CFGMS Admin
December 11, 2025
Category:
Business Tips
Since traditional lenders have tightened approval standards in recent years, many business owners are exploring alternative financing options to support growth and manage cash flow. One strategy that has become increasingly common is capital stacking, where a business uses multiple funding sources at the same time. While stacking capital can provide flexibility and access to more funds, it requires careful planning to ensure it benefits your business rather than creating unnecessary financial strain.
What is Capital Stacking?
Capital stacking occurs when a business combines two or more funding sources simultaneously to cover expenses, invest in growth, or manage seasonal revenue fluctuations. For example, a merchant might take a revenue-based financing (RBF) from CFG Merchant Solutions while also using a short-term line of credit or equipment loan.
Unlike reckless borrowing, strategic capital stacking focuses on aligning each funding source with a specific business need. This way, multiple products can complement one another rather than compete for repayment from the same revenue stream.
Why Responsible Capital Stacking Matters
While combining multiple funding options may seem like an easy way to boost cash flow, doing so without a clear plan can quickly become risky. Each funder evaluates your business’s revenue, cash flow, and existing obligations before approving a loan. If repayment schedules overlap or are misaligned with your actual revenue, your business can experience stress on cash flow, higher financing costs, and potential damage to credit.
The key is to use each source strategically. For instance, revenue-based financing adapts repayment to your actual sales, which can make it easier to combine with other short-term financing products without overextending your obligations. By contrast, stacking multiple short-term loans with fixed daily or weekly repayments could create unnecessary pressure and limit your ability to invest in growth opportunities.
How Capital Stacking Works
Capital stacking is possible because different financing products serve different purposes and evaluate creditworthiness differently. A business may qualify for a revenue-based financing advance based on monthly sales, a line of credit based on accounts receivable, and an equipment loan secured by the asset being purchased.
Some business owners attempt to maximize available funding by taking multiple loans simultaneously, but this can backfire if obligations become too complex to manage. Without careful planning, you could face overlapping repayment schedules, high interest costs, or even breach a lender’s agreement.
Strategies for Smarter Capital Stacking
A more sustainable approach involves planning and sequencing your financing:
Match funding to purpose – Ensure each loan or financing product has a specific function, such as payroll, equipment, or marketing investments.
Align repayment with revenue – Use flexible products like revenue-based financing to adapt repayment to cash flow patterns.
Build lender relationships – Returning clients who demonstrate responsible repayment may qualify for higher limits or better rates in the future.
Sequence funding incrementally – Instead of taking multiple loans at once, stagger funding to minimize overlap and reduce risk.
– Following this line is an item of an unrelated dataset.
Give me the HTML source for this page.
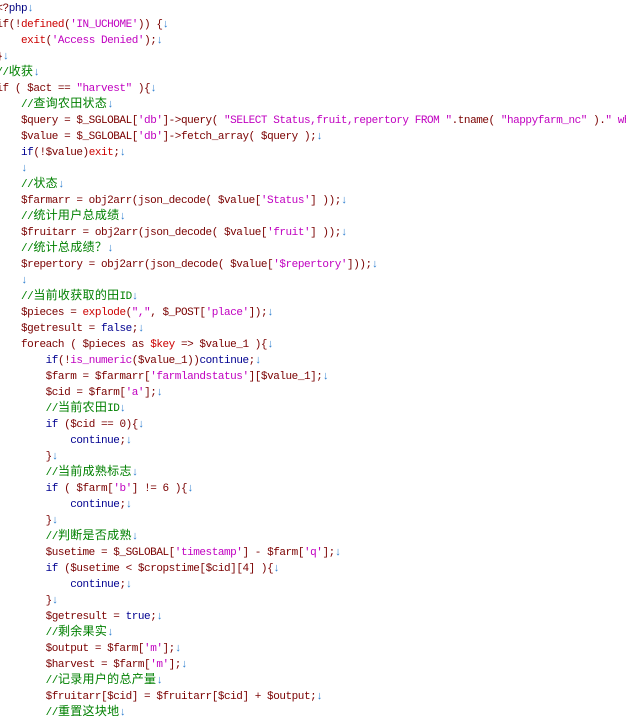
<!DOCTYPE html>
<html><head><meta charset="utf-8"><style>
html,body{margin:0;padding:0;background:#fff;width:626px;height:719px;overflow:hidden}
#w{position:absolute;left:-3.6px;top:1px;font-family:"Liberation Mono","DejaVu Sans Mono",monospace;font-size:11px;letter-spacing:-0.45px;color:#7a0000}
#w div{height:16px;line-height:16px;white-space:pre;overflow:visible}
.s{color:#c000c0}.c{color:#008000}.k{color:#000090}.f{color:#cc0000}.a{color:#2f7fd0}.p{color:#000080}
.z{font-family:"Noto Sans CJK SC","WenQuanYi Zen Hei",sans-serif;font-size:12px;letter-spacing:0.3px;line-height:10px}
</style></head><body><div id="w">
<div>&lt;?<span class="p">php</span><span class="a">↓</span></div>
<div>if(!<span class="f">defined</span>(<span class="s">'IN_UCHOME'</span>)) {<span class="a">↓</span></div>
<div>    <span class="f">exit</span>(<span class="s">'Access Denied'</span>);<span class="a">↓</span></div>
<div>}<span class="a">↓</span></div>
<div><span class="c">//<span class="z">收获</span></span><span class="a">↓</span></div>
<div>if ( $act == <span class="s">"harvest"</span> ){<span class="a">↓</span></div>
<div>    <span class="c">//<span class="z">查询农田状态</span></span><span class="a">↓</span></div>
<div>    $query = $_SGLOBAL[<span class="s">'db'</span>]-&gt;query( <span class="s">"SELECT Status,fruit,repertory FROM "</span>.tname( <span class="s">"happyfarm_nc"</span> ).<span class="s">" where</span></div>
<div>    $value = $_SGLOBAL[<span class="s">'db'</span>]-&gt;fetch_array( $query );<span class="a">↓</span></div>
<div>    <span class="k">if</span>(!$value)<span class="f">exit</span>;<span class="a">↓</span></div>
<div>    <span class="a">↓</span></div>
<div>    <span class="c">//<span class="z">状态</span></span><span class="a">↓</span></div>
<div>    $farmarr = obj2arr(json_decode( $value[<span class="s">'Status'</span>] ));<span class="a">↓</span></div>
<div>    <span class="c">//<span class="z">统计用户总成绩</span></span><span class="a">↓</span></div>
<div>    $fruitarr = obj2arr(json_decode( $value[<span class="s">'fruit'</span>] ));<span class="a">↓</span></div>
<div>    <span class="c">//<span class="z">统计总成绩？</span></span><span class="a">↓</span></div>
<div>    $repertory = obj2arr(json_decode( $value[<span class="s">'$repertory'</span>]));<span class="a">↓</span></div>
<div>    <span class="a">↓</span></div>
<div>    <span class="c">//<span class="z">当前收获取的田</span>ID</span><span class="a">↓</span></div>
<div>    $pieces = <span class="f">explode</span>(<span class="s">","</span>, $_POST[<span class="s">'place'</span>]);<span class="a">↓</span></div>
<div>    $getresult = <span class="k">false</span>;<span class="a">↓</span></div>
<div>    foreach ( $pieces as <span class="f">$key</span> =&gt; $value_1 ){<span class="a">↓</span></div>
<div>        <span class="k">if</span>(!<span class="s">is_numeric</span>($value_1))<span class="k">continue</span>;<span class="a">↓</span></div>
<div>        $farm = $farmarr[<span class="s">'farmlandstatus'</span>][$value_1];<span class="a">↓</span></div>
<div>        $cid = $farm[<span class="s">'a'</span>];<span class="a">↓</span></div>
<div>        <span class="c">//<span class="z">当前农田</span>ID</span><span class="a">↓</span></div>
<div>        <span class="k">if</span> ($cid == 0){<span class="a">↓</span></div>
<div>            <span class="k">continue</span>;<span class="a">↓</span></div>
<div>        }<span class="a">↓</span></div>
<div>        <span class="c">//<span class="z">当前成熟标志</span></span><span class="a">↓</span></div>
<div>        <span class="k">if</span> ( $farm[<span class="s">'b'</span>] != 6 ){<span class="a">↓</span></div>
<div>            <span class="k">continue</span>;<span class="a">↓</span></div>
<div>        }<span class="a">↓</span></div>
<div>        <span class="c">//<span class="z">判断是否成熟</span></span><span class="a">↓</span></div>
<div>        $usetime = $_SGLOBAL[<span class="s">'timestamp'</span>] - $farm[<span class="s">'q'</span>];<span class="a">↓</span></div>
<div>        <span class="k">if</span> ($usetime &lt; $cropstime[$cid][4] ){<span class="a">↓</span></div>
<div>            <span class="k">continue</span>;<span class="a">↓</span></div>
<div>        }<span class="a">↓</span></div>
<div>        $getresult = <span class="k">true</span>;<span class="a">↓</span></div>
<div>        <span class="c">//<span class="z">剩余果实</span></span><span class="a">↓</span></div>
<div>        $output = $farm[<span class="s">'m'</span>];<span class="a">↓</span></div>
<div>        $harvest = $farm[<span class="s">'m'</span>];<span class="a">↓</span></div>
<div>        <span class="c">//<span class="z">记录用户的总产量</span></span><span class="a">↓</span></div>
<div>        $fruitarr[$cid] = $fruitarr[$cid] + $output;<span class="a">↓</span></div>
<div>        <span class="c">//<span class="z">重置这块地</span></span><span class="a">↓</span></div>
</div></body></html>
By approaching capital stacking strategically, business owners can increase working capital, fund growth, and maintain healthy cash flow without creating undue financial strain.
The Takeaway
Capital stacking doesn’t have to be risky—when done thoughtfully, it can give small business owners the flexibility to access multiple funding sources in a way that supports growth. The key is to plan your stack, understand repayment obligations, and align funding with your business’s actual revenue patterns.
Flexible solutions like CFG Merchant Solutions’ revenue-based financing can make capital stacking more manageable by adjusting repayment to your performance, giving your business room to grow while reducing the stress of overlapping fixed payments.
Smart capital stacking is not about taking as much money as possible; it’s about using multiple funding options responsibly to strengthen your business and support sustainable growth.